The EURUSD has lost its traction and dropped to its lowest level in nearly a month below 1.0700 following a quiet European morning. Ahead of FOMC Chairman Jerome Powell’s speech, the US Dollar preserves its strength on hawkish Fedspeak and weighs on the pair. The EURUSD pair extended its slide to a fresh three-week low at 1.0969, as demand for the US Dollar prevails ahead of the United State Federal Reserve (Fed) President Jerome Powell’s speech. Market participants are still pricing in the latest central bank decisions and the solid employment report published last Friday, both suggesting the Federal Reserve would maintain the tightening course. Chair Powell is due to participate in a moderated discussion at the Economic Club of Washington DC after Wall Street’s opening and may provide a clue about monetary policy.

From a technical perspective, the four-hour scale RSI indicator remained around the 30 levels, suggesting that the pair were surrounded by heavy bearish pressure and investors should be aware of any sign of a dramatic rebound. As for the Bollinger Bands, the pair kept pricing at the lower area, but the size between the upper and lower bands got lower, which indicates that the pair’s downside momentum has been slowdown. We think the pair is more favored for the downside path in the short term, but a critical rebound is not far away.

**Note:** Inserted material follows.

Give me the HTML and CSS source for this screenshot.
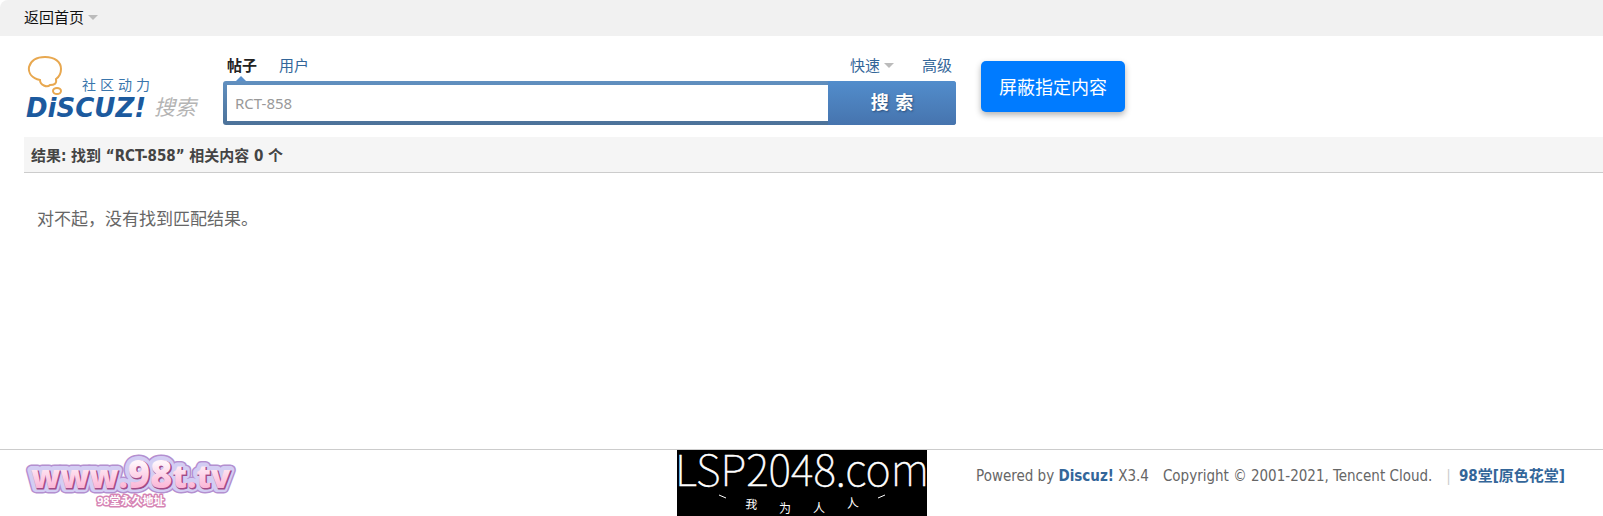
FILE: index.html
```
<!DOCTYPE html>
<html lang="zh-CN">
<head>
    <meta charset="utf-8">
    <meta name="viewport" content="width=device-width">
    <title>搜索</title>
    <link rel="stylesheet" href="styles.css">
</head>
<body>

<nav class="topbar">
    <a class="home has-arrow" href="#">返回首页</a>
</nav>

<header class="header">
    <a class="logo" href="#">
        <svg width="176" height="68" viewBox="0 0 176 68">
            <path class="bubble" d="M16 26C8 24 4 19 5 13C7 6 13 3 21 3C31 3 37 8 37 15C37 20 35 23 32 25C33 30 30 31 26 31C23 34 16 31 16 26Z"/>
            <ellipse class="bubble" cx="33" cy="37" rx="4" ry="3"/>
            <text class="logo-tag" x="58" y="36">社区动力</text>
            <text class="logo-name" x="2" y="63">DiSCUZ!</text>
            <text class="logo-search" x="130" y="61">搜索</text>
        </svg>
    </a>

    <form class="search">
        <div class="tabs">
            <a class="tab active" href="#">帖子</a>
            <a class="tab" href="#">用户</a>
            <a class="tab quick has-arrow" href="#">快速</a>
            <a class="tab" href="#">高级</a>
        </div>
        <div class="search-box">
            <input class="search-input" type="text" value="RCT-858" aria-label="搜索">
            <button class="search-button" type="button">搜 索</button>
        </div>
    </form>

    <button class="block-button" type="button">屏蔽指定内容</button>
</header>

<main class="main">
    <h2 class="result-title">结果: 找到 “RCT-858” 相关内容 0 个</h2>
    <p class="empty">对不起，没有找到匹配结果。</p>
</main>

<footer class="footer">
    <a class="site-logo" href="#">
        <svg width="216" height="60" viewBox="0 0 216 60">
            <defs>
                <linearGradient id="pink" x1="0" y1="0" x2="0" y2="1">
                    <stop offset="0.3" stop-color="#fff4fa"/>
                    <stop offset="0.8" stop-color="#fbb4d6"/>
                </linearGradient>
                <text id="domain" class="domain" x="7" y="38">www.<tspan class="domain-big">98</tspan>t.tv</text>
            </defs>
            <use class="domain-edge" href="#domain"/>
            <use class="domain-glow" href="#domain"/>
            <use class="domain-shadow" href="#domain" x="1" y="1"/>
            <use class="domain-face" href="#domain"/>
            <text class="domain-note" x="73" y="55">98堂永久地址</text>
        </svg>
    </a>

    <a class="banner" href="#">
        <svg width="250" height="66" viewBox="0 0 250 66">
            <rect width="250" height="66"/>
            <text class="banner-name" x="125" y="36">LSP2048.com</text>
            <path class="banner-dash" d="M42 45l7 3M201 48l7-3"/>
            <text class="banner-text" x="68" y="58" rotate="6">我</text>
            <text class="banner-text" x="102" y="63">为</text>
            <text class="banner-text" x="136" y="63">人</text>
            <text class="banner-text" x="170" y="58" rotate="-8">人</text>
        </svg>
    </a>

    <p class="copyright">
        <span>Powered by <a class="strong-link" href="#">Discuz!</a> X3.4</span>
        <span>Copyright © 2001-2021, Tencent Cloud.</span>
        <span><span class="pipe">|</span><a class="strong-link" href="#">98堂[原色花堂]</a></span>
    </p>
</footer>

</body>
</html>
```
FILE: styles.css
```
* {
    box-sizing: border-box;
}

body {
    margin: 0;
    min-height: 100vh;
    display: flex;
    flex-direction: column;
    background: #fff;
    color: #666;
    font: 15px/20px "Noto Sans", "Noto Sans CJK SC", sans-serif;
}

a {
    color: #369;
    text-decoration: none;
}

h2, p {
    margin: 0;
}

svg {
    display: block;
}

.topbar {
    height: 36px;
    padding: 7px 24px;
    background: #f1f1f1;
    border-top-left-radius: 8px;
}

.home {
    color: #111;
}

.has-arrow::after {
    content: "";
    display: inline-block;
    margin-left: 4px;
    vertical-align: 3px;
    border: 5px solid transparent;
    border-top-color: #bbb;
    border-bottom: 0;
}

.header {
    display: flex;
    align-items: flex-start;
    padding: 18px 24px 12px;
}

.logo {
    width: 199px;
}

.bubble {
    fill: none;
    stroke: #e8a850;
    stroke-width: 2;
}

.logo-tag {
    fill: #3a76ac;
    font-size: 14px;
    letter-spacing: 4px;
}

.logo-name {
    fill: #1c5a9e;
    font: italic 700 26px "DejaVu Sans", sans-serif;
}

.logo-search {
    fill: #b4b4b4;
    font-size: 21px;
    font-style: italic;
}

.search {
    flex: 0 1 733px;
}

.tabs {
    display: flex;
    gap: 22px;
    padding: 1px 4px 6px;
}

.tab.active {
    position: relative;
    color: #222;
    font-weight: bold;
}

.tab.active::after {
    content: "";
    position: absolute;
    left: 9px;
    bottom: -6px;
    border: 5px solid transparent;
    border-bottom-color: #5a8fcb;
    border-top: 0;
}

.quick {
    margin: 0 6px 0 auto;
}

.search-box {
    display: flex;
    height: 44px;
    padding: 4px 0 4px 4px;
    background: linear-gradient(#6190c0, #4c7299);
    border-radius: 3px;
}

.search-input {
    flex: 1;
    min-width: 0;
    padding: 0 8px;
    border: 0;
    background: #fff;
    color: #999;
    font: inherit;
    outline: none;
}

.search-button {
    width: 128px;
    margin: -4px 0;
    border: 0;
    border-radius: 0 3px 3px 0;
    background: linear-gradient(#528dcc, #4674ae);
    color: #fff;
    font: bold 18px/20px "DejaVu Sans", "Noto Sans CJK SC", sans-serif;
    text-shadow: 1px 1px 2px #2b4f7c;
}

.block-button {
    height: 51px;
    margin: 7px 0 0 25px;
    padding: 0 18px;
    border: 0;
    border-radius: 5px;
    background: #007bff;
    box-shadow: 0 3px 6px rgba(0, 0, 0, 0.3);
    color: #fff;
    font: 18px/20px "Noto Sans", "Noto Sans CJK SC", sans-serif;
}

.main {
    flex: 1;
    padding-left: 24px;
}

.result-title {
    padding: 9px 7px 6px;
    background: #f5f5f5;
    border-bottom: 1px solid #ccc;
    color: #444;
    font: bold 15px/20px "DejaVu Sans Condensed", "Noto Sans CJK SC", sans-serif;
}

.empty {
    padding: 36px 13px;
    font-size: 17px;
}

.footer {
    display: grid;
    grid-template-columns: 1fr auto 1fr;
    height: 67px;
    padding: 0 24px;
    border-top: 1px solid #ccc;
}

.domain {
    font: 800 32px "Open Sans", sans-serif;
}

.domain-big {
    font-size: 38px;
}

.domain-edge {
    fill: #b48fd0;
    stroke: #b48fd0;
    stroke-width: 11;
    stroke-linejoin: round;
}

.domain-glow {
    fill: #d3cdf3;
    stroke: #d3cdf3;
    stroke-width: 8;
    stroke-linejoin: round;
}

.domain-shadow {
    fill: #a04a86;
    stroke: #a04a86;
    stroke-width: 1;
}

.domain-face {
    fill: url(#pink);
}

.domain-note {
    fill: #fff;
    stroke: #d684b4;
    stroke-width: 3;
    stroke-linejoin: round;
    paint-order: stroke;
    font-size: 11px;
    font-weight: bold;
}

.banner-name {
    fill: #fff;
    stroke: #fff;
    stroke-width: 0.5;
    font: 100 43px "Noto Sans CJK SC", sans-serif;
    text-anchor: middle;
}

.banner-text {
    fill: #fff;
    font-size: 12px;
}

.banner-dash {
    stroke: #fff;
}

.copyright {
    display: flex;
    justify-content: flex-end;
    gap: 14px;
    padding: 16px 14px 0 0;
    font: 15px/20px "DejaVu Sans Condensed", "Noto Sans CJK SC", sans-serif;
    white-space: nowrap;
}

.strong-link {
    font-weight: bold;
}

.pipe {
    margin-right: 8px;
    color: #ccc;
}
```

Resistance: 1.0747, 1.0930, 1.1022

Support: 1.0661, 1.0508

GBPUSD (4-Hour Chart)

The GBPUSD managed to rebound above the 1.2000 level at the moment of writing, erasing its most daily losses. As investors await FOMC Chairman Jerome Powell’s speech, the US Dollar was moving in a volatile path and struggling to preserve its strength as of writing. However, it is too early to say whether Pound Sterling is out of the woods as investors are unlikely to bet on an extended recovery ahead of FOMC Chairman Jerome Powell’s highly-anticipated speech. In the Eurozone, news of EU and UK negotiators have made a breakthrough in the Nothern Ireland Protocol helped Pound Sterling stay resilient against its rivals. Additionally, Bank of England (BoE) Chief Economist Huw Pill noted that they were ready to do more to get inflation back to target, providing a boost for the GBPUSD pair.

From a technical perspective, the four-hour scale RSI indicator rebounded to 33 as of writing, suggesting that the pair was amid strong recovery strength. As for the Bollinger Bands, the pair was pricing below the 20-period moving average and the gap size became smaller, which is a sign that the pair’s negative traction has been softer. The pair now is waiting for a critical move to decide the near-future direction.

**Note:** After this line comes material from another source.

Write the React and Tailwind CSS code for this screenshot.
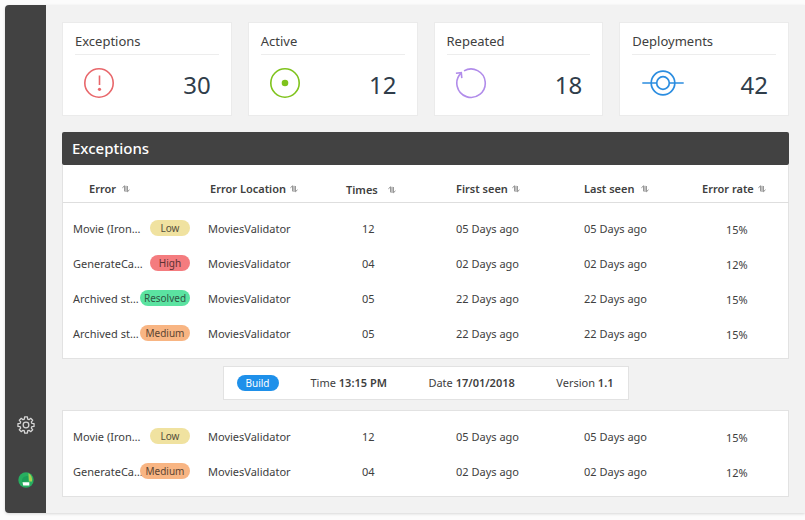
import React from "react";

const BADGE_STYLES = {
  Low: "min-w-10 bg-[#f0e2a0] text-[#55503c]",
  High: "min-w-10 bg-[#f47c7f] text-[#5b3233]",
  Resolved: "min-w-[50px] bg-[#5be3a1] text-[#2f5544]",
  Medium: "min-w-[50px] bg-[#f8b583] text-[#5b4432]",
};

const exceptions = [
  ["Movie (Iron…", "Low", "MoviesValidator", "12", "05 Days ago", "05 Days ago", "15%"],
  ["GenerateCa…", "High", "MoviesValidator", "04", "02 Days ago", "02 Days ago", "12%"],
  ["Archived st…", "Resolved", "MoviesValidator", "05", "22 Days ago", "22 Days ago", "15%"],
  ["Archived st…", "Medium", "MoviesValidator", "05", "22 Days ago", "22 Days ago", "15%"],
];

const olderExceptions = [
  ["Movie (Iron…", "Low", "MoviesValidator", "12", "05 Days ago", "05 Days ago", "15%"],
  ["GenerateCa…", "Medium", "MoviesValidator", "04", "02 Days ago", "02 Days ago", "12%"],
];

const columns = [
  { label: "Error", cell: "pt-3 pl-[26px]", gap: "gap-1.5" },
  { label: "Error Location", cell: "pt-3 pl-0.5", gap: "gap-1" },
  { label: "Times", cell: "pt-3.5", gap: "gap-2.5" },
  { label: "First seen", cell: "pt-3", gap: "gap-1" },
  { label: "Last seen", cell: "pt-3", gap: "gap-1.5" },
  { label: "Error rate", cell: "pt-3", gap: "gap-1" },
];

// Outline of an eight-toothed gear centred on (12, 12).
const gearPath =
  Array.from({ length: 8 }, (_, i) => {
    const base = i * 45;
    return [
      [8.2, base - 15],
      [10.9, base - 10],
      [10.9, base + 10],
      [8.2, base + 15],
    ]
      .map(([r, deg]) => {
        const a = (deg * Math.PI) / 180;
        return `${(12 + r * Math.sin(a)).toFixed(2)} ${(12 - r * Math.cos(a)).toFixed(2)}`;
      })
      .join("L");
  }).reduce((d, part) => (d ? `${d}L${part}` : `M${part}`), "") + "Z";

function GearIcon() {
  return (
    <svg viewBox="0 0 24 24" className="size-[18px]" fill="none" stroke="currentColor" strokeWidth="1.7" strokeLinejoin="round" aria-hidden="true">
      <path d={gearPath} />
      <circle cx="12" cy="12" r="3.8" />
    </svg>
  );
}

function AvatarIcon() {
  return (
    <svg viewBox="0 0 16 16" className="size-4" aria-hidden="true">
      <circle cx="8" cy="8" r="7.7" fill="#27ae60" />
      <path d="M4 10C3.4 6 6 4 10 4v5z" fill="#1c9f59" />
      <path d="M10.4 1.3Q14.5 3 14 9.5h-3z" fill="#a6d152" />
      <path d="M4.5 10.2h6.8v3.4H5.2z" fill="#ffffff" />
    </svg>
  );
}

function SortIcon() {
  return (
    <svg viewBox="0 0 8 8" className="size-2 text-[#8d8d8d]" fill="none" stroke="currentColor" strokeWidth="1" aria-hidden="true">
      <path d="M.4 2.8 2.6.8V6.4M4 .8v6.2M5.4 1v5.8l2.1-2" />
    </svg>
  );
}

function AlertIcon() {
  return (
    <svg viewBox="0 0 44 32" className="h-8 w-11" fill="none" stroke="#e8666a" strokeWidth="1.6" aria-hidden="true">
      <circle cx="22" cy="16" r="14.2" />
      <path d="M22.5 8.5v9.5" />
      <circle cx="22.5" cy="22.3" r="1.6" fill="#e8666a" stroke="none" />
    </svg>
  );
}

function ActiveIcon() {
  return (
    <svg viewBox="0 0 44 32" className="h-8 w-11" fill="none" stroke="#7fc31c" strokeWidth="1.6" aria-hidden="true">
      <circle cx="22" cy="16" r="14.2" />
      <circle cx="22" cy="16" r="3.3" fill="#7fc31c" stroke="none" />
    </svg>
  );
}

function RepeatIcon() {
  return (
    <svg viewBox="0 0 44 32" className="h-8 w-11" fill="none" stroke="#b18cea" strokeWidth="1.6" aria-hidden="true">
      <path d="M15 3.9A14.2 14.2 0 1 1 11.8 6.4" />
      <path d="M6.9 6.3 12.3 5.7l.5 5.4" />
    </svg>
  );
}

function DeployIcon() {
  return (
    <svg viewBox="0 0 52 32" className="h-8 w-[52px]" fill="none" stroke="#2b8de0" strokeWidth="1.7" aria-hidden="true">
      <circle cx="29" cy="16" r="11.8" />
      <circle cx="29" cy="16" r="6.3" />
      <path d="M8.3 16h14.4M35.3 16h14.4" />
    </svg>
  );
}

const stats = [
  { label: "Exceptions", value: 30, Icon: AlertIcon },
  { label: "Active", value: 12, Icon: ActiveIcon },
  { label: "Repeated", value: 18, Icon: RepeatIcon },
  { label: "Deployments", value: 42, Icon: DeployIcon },
];

function StatCard({ label, value, Icon }) {
  return (
    <section className="flex-1 border border-[#ebebeb] bg-white px-3 pt-2 pb-3">
      <h2 className="border-b border-[#ededed] pb-[3px] text-[13px] leading-5">{label}</h2>
      <div className="flex items-start justify-between pt-3 pr-2 pl-0.5">
        <Icon />
        <span className="text-2xl leading-9 text-[#2f3d4a]">{value}</span>
      </div>
    </section>
  );
}

function ExceptionTable({ rows, label, hideHeader }) {
  return (
    <table className="w-full table-fixed border-collapse text-left text-[11px] leading-4" aria-label={label}>
      <colgroup>
        <col className="w-[145px]" />
        <col className="w-[138px]" />
        <col className="w-[110px]" />
        <col className="w-[128px]" />
        <col className="w-[118px]" />
        <col className="w-[87px]" />
      </colgroup>
      {!hideHeader && (
        <thead>
          <tr className="h-[37px] border-b border-[#dedede]">
            {columns.map(({ label: name, cell, gap }) => (
              <th key={name} scope="col" className={`align-middle font-semibold ${cell}`}>
                <button type="button" className={`flex items-center whitespace-nowrap ${gap}`}>
                  {name}
                  <SortIcon />
                </button>
              </th>
            ))}
          </tr>
        </thead>
      )}
      <tbody className="before:block before:h-[9px]">
        {rows.map(([error, severity, location, times, first, last, rate], i) => (
          <tr key={i} className="h-[35px]">
            <td className="pr-[18px] pl-2.5">
              <div className="flex items-center justify-between whitespace-nowrap">
                <span className="min-w-0 flex-1">{error}</span>
                <span className={`mb-0.5 rounded-full text-center text-[10px] leading-4 ${BADGE_STYLES[severity]}`}>
                  {severity}
                </span>
              </div>
            </td>
            <td>{location}</td>
            <td className="pl-4">{times}</td>
            <td>{first}</td>
            <td>{last}</td>
            <td className="pt-0.5 pl-6">{rate}</td>
          </tr>
        ))}
      </tbody>
    </table>
  );
}

export default function App() {
  return (
    <div className="min-h-screen bg-[#fcfcfc] pt-[5px] pb-[7px] pl-[5px] font-['Noto_Sans','Open_Sans',sans-serif] text-[#404040]">
      <div className="flex rounded-l bg-[#f2f2f2] shadow-[0_1px_3px_rgba(0,0,0,0.15)]">
        <nav className="flex w-[41px] shrink-0 flex-col items-center justify-end gap-[38px] rounded-l bg-[#424242] pb-[25px]" aria-label="Main">
          <button type="button" aria-label="Settings" className="text-[#d6d6d6]">
            <GearIcon />
          </button>
          <button type="button" aria-label="Account">
            <AvatarIcon />
          </button>
        </nav>
        <main className="min-w-0 flex-1 px-4 pt-[17px] pb-4">
          <div className="flex gap-4">
            {stats.map((stat) => (
              <StatCard key={stat.label} {...stat} />
            ))}
          </div>
          <h1 className="mt-4 rounded-xs bg-[#424242] px-2.5 text-[15px] leading-[33px] font-medium text-white">Exceptions</h1>
          <section className="border border-t-0 border-[#e2e2e2] bg-white pb-1.5">
            <ExceptionTable rows={exceptions} label="Exceptions since the build" />
          </section>
          <section className="mx-auto mt-[7px] mb-2.5 flex h-[34px] w-[406px] max-w-full items-center border border-[#e2e2e2] bg-white pr-3.5 pl-[13px] text-[11px] leading-4 whitespace-nowrap">
            <span className="w-[42px] rounded-full bg-[#1e90ea] text-center text-[10px] leading-4 text-white">Build</span>
            <div className="ml-8 flex flex-1 justify-between">
              <span>Time <b className="font-semibold">13:15 PM</b></span>
              <span>Date <b className="font-semibold">17/01/2018</b></span>
              <span>Version <b className="font-semibold">1.1</b></span>
            </div>
          </section>
          <section className="border border-[#e2e2e2] bg-white pb-1.5">
            <ExceptionTable rows={olderExceptions} label="Exceptions before the build" hideHeader />
          </section>
        </main>
      </div>
    </div>
  );
}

Resistance: 1.2265, 1.2397, 1.2492

Support: 1.1927, 1.1854

XAUUSD (4-Hour Chart)

Gold prices were volatile on US Federal Reserve (Fed) Chairman Jerome Powell’s speech. Earlier, the Gold price surged to its highest $1,884.37, and pullback from then as the US dollar regather strength. Federal Reserve Chair Jerome Powell on Tuesday reiterated that continued interest-rate increases will be appropriate and that the “disinflationary process” has begun. The gold prices rose following Powell’s comments that inflation was on the decline. Aftermarket participants reassess the comments and the US dollar regathers strength and Gold price pullback. At the time of writing, the Gold price is trading at $1,872.82, posting a 0.25% gain daily.

For the technical aspect, RSI indicator 39 figures as of writing, slightly holding above the 30 lines as the price established itself above $1,860  from the sharp decline last week. As for the Bollinger Bands, the price is moving between the downward moving average and the lower band. The bearish trend could persist. In conclusion, we think the market is in bearish mode as both indicators show bearish potential. For the downtrend scenario, the price is currently holding above support at  $1,860, which seems unstable for now. If the price drops below the current support, it may trigger some technical selling and drag the price deeper. For the uptrend scenario, the price must hold above $1,860 and break through the resistance at the round-figure mark of $1,900 to confirm the uptrend.